### Do this
Read the entries below and pull out each line with the string "React".

### Source data
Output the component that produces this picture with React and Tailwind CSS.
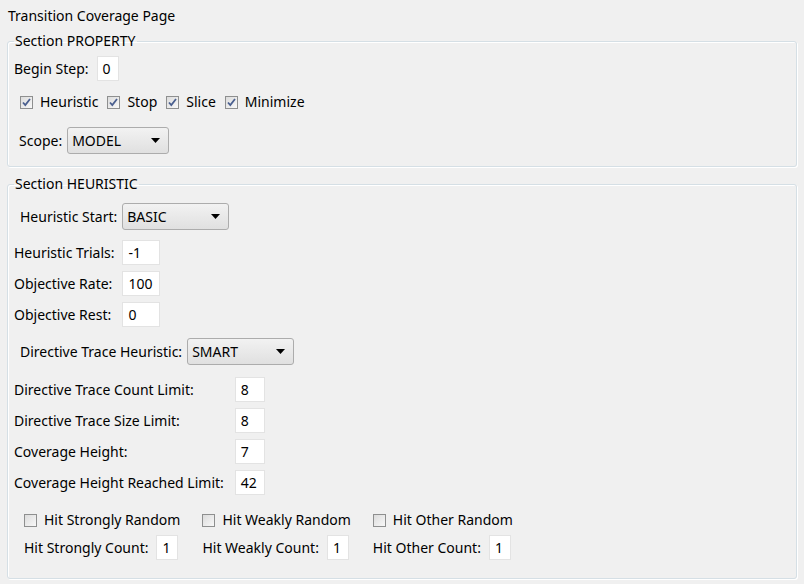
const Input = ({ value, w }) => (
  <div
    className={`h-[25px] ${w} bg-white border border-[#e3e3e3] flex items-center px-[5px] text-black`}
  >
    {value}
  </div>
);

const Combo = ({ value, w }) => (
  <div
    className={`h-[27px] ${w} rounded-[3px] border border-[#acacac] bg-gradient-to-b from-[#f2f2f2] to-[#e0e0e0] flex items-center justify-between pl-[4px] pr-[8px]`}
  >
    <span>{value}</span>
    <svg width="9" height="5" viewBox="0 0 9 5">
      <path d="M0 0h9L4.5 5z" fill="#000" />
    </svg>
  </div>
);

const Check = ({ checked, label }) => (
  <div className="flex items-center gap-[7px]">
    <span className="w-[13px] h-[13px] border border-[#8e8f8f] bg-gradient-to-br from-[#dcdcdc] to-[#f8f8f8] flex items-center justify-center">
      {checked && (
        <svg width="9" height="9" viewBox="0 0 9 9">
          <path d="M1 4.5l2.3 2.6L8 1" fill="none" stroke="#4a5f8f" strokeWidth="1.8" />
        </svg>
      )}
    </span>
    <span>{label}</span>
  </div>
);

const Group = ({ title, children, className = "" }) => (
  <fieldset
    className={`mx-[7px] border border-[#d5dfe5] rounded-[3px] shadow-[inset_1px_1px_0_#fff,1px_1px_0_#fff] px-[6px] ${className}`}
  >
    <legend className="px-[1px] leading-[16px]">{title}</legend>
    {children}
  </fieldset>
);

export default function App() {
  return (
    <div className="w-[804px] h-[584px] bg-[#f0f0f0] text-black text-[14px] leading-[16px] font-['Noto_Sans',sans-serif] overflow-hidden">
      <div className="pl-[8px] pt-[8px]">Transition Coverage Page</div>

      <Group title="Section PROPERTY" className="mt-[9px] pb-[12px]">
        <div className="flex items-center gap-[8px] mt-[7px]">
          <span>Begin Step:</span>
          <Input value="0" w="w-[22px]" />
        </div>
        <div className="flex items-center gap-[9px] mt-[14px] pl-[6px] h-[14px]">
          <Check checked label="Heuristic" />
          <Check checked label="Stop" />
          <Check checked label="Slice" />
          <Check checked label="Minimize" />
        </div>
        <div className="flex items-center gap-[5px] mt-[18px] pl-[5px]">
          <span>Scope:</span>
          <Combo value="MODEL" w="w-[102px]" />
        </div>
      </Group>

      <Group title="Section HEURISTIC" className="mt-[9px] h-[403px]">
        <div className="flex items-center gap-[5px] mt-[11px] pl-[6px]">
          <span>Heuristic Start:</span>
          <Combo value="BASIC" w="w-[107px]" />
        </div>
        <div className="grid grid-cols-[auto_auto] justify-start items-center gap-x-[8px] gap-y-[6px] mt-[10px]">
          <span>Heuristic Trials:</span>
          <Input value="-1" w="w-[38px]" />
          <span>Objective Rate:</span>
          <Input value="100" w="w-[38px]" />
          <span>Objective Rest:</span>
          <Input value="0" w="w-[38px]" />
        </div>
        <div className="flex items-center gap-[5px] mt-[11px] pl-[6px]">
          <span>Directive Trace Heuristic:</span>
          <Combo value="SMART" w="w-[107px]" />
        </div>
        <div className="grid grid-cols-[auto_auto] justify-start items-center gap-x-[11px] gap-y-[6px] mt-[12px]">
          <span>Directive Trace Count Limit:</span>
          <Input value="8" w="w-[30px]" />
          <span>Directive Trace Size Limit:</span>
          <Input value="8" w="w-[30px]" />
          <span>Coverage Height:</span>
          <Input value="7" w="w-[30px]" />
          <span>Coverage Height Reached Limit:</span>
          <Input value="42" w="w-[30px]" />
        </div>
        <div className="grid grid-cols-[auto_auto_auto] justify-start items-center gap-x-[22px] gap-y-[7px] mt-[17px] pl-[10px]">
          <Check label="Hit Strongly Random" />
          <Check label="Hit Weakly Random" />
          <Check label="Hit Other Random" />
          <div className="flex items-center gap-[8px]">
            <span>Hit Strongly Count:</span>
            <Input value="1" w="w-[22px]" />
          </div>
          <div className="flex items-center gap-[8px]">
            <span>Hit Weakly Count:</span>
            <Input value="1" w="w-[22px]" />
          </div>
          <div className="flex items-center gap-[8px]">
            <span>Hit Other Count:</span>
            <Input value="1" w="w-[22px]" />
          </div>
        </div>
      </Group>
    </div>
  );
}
* * *
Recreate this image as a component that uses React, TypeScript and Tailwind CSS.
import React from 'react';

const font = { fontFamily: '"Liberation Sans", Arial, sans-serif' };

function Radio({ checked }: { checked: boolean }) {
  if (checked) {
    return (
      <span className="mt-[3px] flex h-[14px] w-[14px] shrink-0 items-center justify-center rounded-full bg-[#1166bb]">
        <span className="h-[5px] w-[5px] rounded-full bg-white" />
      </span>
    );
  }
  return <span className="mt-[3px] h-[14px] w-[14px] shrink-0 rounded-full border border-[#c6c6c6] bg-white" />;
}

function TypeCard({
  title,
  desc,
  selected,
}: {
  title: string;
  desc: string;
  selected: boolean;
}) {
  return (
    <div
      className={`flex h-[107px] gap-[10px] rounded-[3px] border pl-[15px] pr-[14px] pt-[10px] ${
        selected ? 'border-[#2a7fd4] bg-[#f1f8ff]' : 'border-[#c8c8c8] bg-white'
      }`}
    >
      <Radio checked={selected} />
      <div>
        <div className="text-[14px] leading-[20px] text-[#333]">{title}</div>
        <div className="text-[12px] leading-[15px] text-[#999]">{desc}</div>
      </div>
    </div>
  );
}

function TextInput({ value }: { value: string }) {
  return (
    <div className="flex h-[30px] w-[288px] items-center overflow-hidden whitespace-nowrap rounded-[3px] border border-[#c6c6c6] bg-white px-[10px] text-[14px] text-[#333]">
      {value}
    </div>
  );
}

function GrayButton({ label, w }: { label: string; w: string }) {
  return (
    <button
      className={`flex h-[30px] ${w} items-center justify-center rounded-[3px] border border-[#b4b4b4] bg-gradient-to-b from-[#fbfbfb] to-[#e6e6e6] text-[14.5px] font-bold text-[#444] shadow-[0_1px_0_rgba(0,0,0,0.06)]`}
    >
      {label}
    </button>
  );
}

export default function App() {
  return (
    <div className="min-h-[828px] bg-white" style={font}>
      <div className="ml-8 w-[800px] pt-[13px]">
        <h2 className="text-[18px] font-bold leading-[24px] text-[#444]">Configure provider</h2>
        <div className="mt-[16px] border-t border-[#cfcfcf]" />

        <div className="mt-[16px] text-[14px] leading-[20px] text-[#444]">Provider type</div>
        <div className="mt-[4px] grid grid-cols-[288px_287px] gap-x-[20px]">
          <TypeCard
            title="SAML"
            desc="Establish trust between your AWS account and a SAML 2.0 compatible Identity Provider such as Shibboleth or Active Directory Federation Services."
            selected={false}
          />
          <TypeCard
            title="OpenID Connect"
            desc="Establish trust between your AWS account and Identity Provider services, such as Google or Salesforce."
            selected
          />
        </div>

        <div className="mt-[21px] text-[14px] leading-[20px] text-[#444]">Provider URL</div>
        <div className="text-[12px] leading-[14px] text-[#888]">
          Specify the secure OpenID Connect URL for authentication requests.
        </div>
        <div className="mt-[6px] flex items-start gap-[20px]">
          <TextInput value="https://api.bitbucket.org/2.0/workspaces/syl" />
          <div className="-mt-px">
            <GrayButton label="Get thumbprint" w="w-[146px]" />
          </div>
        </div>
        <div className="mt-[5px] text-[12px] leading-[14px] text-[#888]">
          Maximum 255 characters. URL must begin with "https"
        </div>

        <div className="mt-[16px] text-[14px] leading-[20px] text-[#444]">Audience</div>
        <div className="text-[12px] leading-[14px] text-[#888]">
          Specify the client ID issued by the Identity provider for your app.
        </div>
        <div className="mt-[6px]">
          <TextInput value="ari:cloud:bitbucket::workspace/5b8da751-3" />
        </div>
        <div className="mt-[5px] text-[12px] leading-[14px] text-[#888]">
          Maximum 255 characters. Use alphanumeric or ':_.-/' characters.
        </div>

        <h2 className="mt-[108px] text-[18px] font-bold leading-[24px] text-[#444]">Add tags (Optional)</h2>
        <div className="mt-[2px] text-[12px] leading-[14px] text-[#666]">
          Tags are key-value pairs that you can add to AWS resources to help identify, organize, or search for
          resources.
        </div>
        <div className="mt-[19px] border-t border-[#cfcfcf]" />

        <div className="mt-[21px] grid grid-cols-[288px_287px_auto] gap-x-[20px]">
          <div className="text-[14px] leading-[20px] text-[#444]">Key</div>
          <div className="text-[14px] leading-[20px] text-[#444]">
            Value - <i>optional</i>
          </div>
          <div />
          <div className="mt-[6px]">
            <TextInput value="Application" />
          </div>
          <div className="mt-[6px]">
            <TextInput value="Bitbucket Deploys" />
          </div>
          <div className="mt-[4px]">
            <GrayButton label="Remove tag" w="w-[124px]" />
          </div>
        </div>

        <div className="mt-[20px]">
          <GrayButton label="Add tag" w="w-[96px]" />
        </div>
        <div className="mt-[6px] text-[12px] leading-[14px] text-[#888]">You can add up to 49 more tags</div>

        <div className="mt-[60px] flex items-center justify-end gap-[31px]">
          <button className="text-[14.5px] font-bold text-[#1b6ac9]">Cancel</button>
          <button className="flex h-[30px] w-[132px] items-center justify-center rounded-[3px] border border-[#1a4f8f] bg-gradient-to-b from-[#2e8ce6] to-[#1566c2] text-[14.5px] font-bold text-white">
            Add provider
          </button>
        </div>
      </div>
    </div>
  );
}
--
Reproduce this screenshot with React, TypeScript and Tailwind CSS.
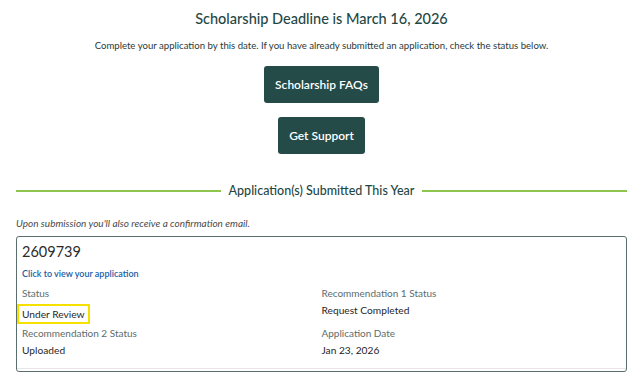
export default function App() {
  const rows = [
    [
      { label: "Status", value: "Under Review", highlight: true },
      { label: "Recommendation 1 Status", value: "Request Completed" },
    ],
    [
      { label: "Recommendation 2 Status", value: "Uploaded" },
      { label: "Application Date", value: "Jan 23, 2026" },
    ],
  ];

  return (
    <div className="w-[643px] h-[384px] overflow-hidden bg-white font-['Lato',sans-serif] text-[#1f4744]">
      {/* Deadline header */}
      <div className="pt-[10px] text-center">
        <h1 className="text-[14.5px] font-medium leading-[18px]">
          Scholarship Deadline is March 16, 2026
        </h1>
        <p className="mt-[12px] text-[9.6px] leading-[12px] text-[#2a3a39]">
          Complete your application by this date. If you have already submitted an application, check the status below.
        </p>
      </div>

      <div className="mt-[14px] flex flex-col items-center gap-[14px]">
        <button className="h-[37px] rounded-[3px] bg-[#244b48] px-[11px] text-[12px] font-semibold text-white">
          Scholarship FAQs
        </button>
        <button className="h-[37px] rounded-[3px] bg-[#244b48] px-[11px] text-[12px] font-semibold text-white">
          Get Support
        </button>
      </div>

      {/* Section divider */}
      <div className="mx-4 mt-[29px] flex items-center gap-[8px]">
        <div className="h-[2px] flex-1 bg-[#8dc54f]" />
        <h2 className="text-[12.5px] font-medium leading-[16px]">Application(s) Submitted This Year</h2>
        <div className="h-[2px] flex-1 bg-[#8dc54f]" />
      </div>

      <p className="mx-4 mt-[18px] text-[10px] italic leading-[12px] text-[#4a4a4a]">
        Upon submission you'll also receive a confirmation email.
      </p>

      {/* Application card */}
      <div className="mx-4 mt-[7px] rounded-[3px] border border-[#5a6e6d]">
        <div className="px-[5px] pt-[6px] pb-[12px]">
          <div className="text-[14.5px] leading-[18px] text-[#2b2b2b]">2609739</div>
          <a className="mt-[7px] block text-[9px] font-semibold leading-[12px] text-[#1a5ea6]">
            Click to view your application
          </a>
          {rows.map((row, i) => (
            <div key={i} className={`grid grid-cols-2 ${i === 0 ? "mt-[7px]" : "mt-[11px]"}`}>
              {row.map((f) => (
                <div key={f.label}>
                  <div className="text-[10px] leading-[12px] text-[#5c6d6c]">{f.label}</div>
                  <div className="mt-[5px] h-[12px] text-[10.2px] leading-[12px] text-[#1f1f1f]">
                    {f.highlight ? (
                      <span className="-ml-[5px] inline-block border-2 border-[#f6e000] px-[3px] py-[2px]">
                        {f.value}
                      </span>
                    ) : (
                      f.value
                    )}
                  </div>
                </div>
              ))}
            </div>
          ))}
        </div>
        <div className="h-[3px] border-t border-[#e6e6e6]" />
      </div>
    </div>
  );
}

### Answer for the task
Output the component that produces this picture with React and Tailwind CSS.
Recreate this image as a component that uses React, TypeScript and Tailwind CSS.
import React from 'react';
Reproduce this screenshot with React, TypeScript and Tailwind CSS.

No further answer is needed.